"""

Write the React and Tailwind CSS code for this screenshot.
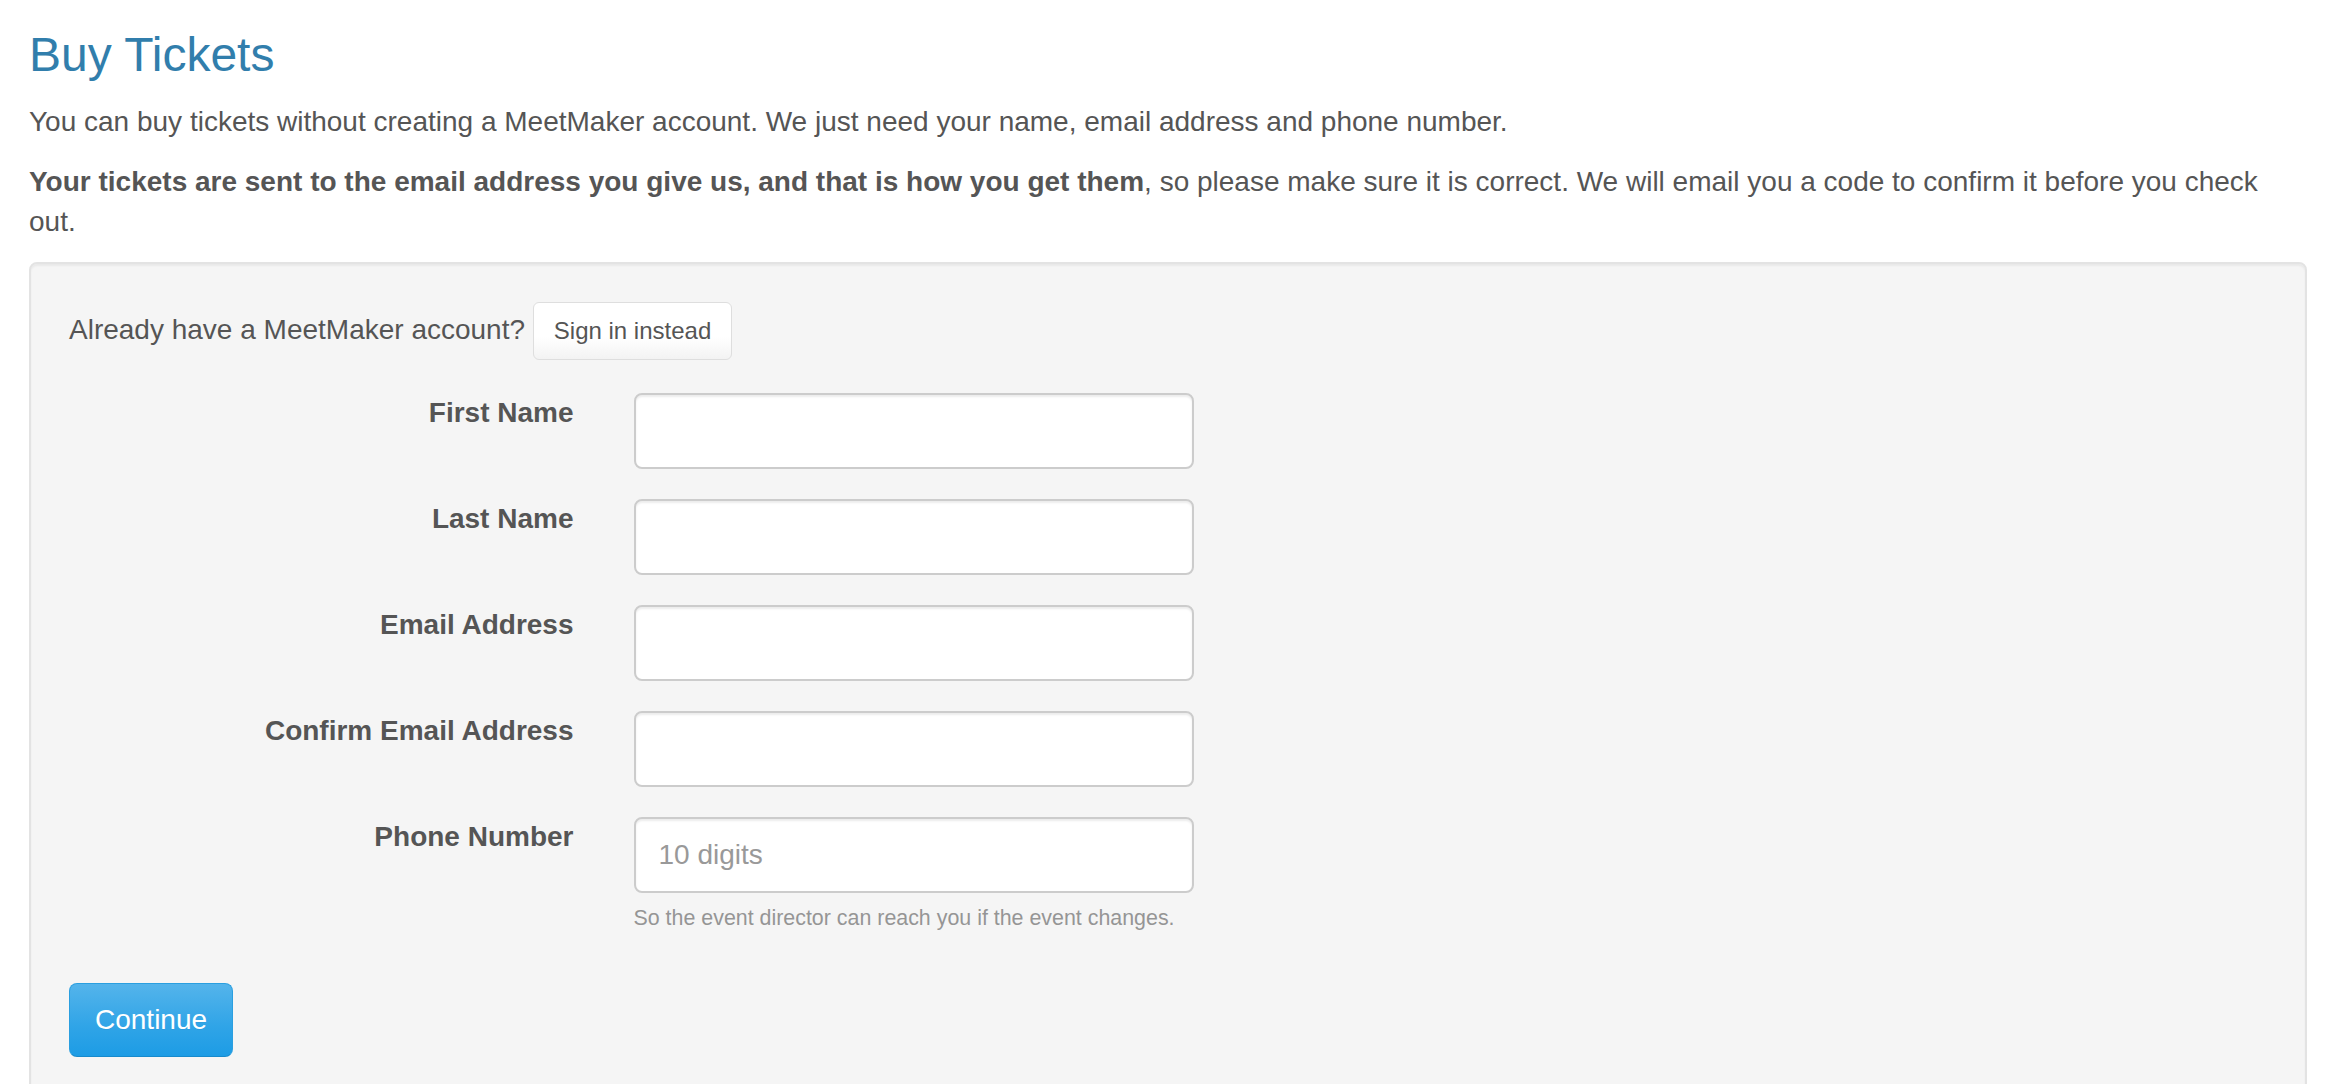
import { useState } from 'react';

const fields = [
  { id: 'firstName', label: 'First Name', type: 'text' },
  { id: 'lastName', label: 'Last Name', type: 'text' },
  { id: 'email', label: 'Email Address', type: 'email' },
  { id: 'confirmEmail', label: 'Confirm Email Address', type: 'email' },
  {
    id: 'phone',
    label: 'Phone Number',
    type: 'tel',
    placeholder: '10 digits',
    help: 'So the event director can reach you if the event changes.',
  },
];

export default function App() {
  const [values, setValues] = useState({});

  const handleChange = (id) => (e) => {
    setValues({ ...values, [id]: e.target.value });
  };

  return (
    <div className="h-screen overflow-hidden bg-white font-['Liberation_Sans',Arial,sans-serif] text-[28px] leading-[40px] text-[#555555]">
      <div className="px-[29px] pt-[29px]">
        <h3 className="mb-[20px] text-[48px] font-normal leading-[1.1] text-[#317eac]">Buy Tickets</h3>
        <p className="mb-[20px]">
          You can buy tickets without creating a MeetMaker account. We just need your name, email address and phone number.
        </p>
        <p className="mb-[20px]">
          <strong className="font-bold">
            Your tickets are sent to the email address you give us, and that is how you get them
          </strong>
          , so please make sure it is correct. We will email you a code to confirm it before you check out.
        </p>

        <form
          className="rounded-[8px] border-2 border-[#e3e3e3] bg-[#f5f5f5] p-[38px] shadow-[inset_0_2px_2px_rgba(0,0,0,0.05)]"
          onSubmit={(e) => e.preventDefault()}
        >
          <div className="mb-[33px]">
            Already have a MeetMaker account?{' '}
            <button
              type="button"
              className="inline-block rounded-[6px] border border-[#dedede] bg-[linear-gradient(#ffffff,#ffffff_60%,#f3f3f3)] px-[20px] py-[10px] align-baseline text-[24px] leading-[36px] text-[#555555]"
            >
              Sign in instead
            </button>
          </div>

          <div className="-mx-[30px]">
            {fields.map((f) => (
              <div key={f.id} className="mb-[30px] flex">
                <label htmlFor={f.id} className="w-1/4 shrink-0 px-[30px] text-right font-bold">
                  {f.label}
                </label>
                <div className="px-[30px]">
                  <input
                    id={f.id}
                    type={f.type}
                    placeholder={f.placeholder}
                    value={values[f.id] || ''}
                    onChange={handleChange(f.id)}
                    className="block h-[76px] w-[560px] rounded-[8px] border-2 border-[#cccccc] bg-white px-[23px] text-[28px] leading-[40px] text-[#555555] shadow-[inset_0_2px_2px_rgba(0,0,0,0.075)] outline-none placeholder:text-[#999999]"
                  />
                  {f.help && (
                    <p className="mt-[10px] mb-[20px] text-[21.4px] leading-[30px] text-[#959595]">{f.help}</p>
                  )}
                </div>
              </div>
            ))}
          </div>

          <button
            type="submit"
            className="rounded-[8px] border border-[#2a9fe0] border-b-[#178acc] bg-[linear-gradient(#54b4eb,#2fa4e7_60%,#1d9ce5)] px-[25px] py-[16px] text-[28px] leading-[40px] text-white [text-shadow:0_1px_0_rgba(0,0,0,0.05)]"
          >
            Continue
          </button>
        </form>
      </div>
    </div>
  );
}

"""

Go through the material and copy out every line with "code" in it.

FINISHED EXERCISE:
Write the React and Tailwind CSS code for this screenshot.
          , so please make sure it is correct. We will email you a code to confirm it before you check out.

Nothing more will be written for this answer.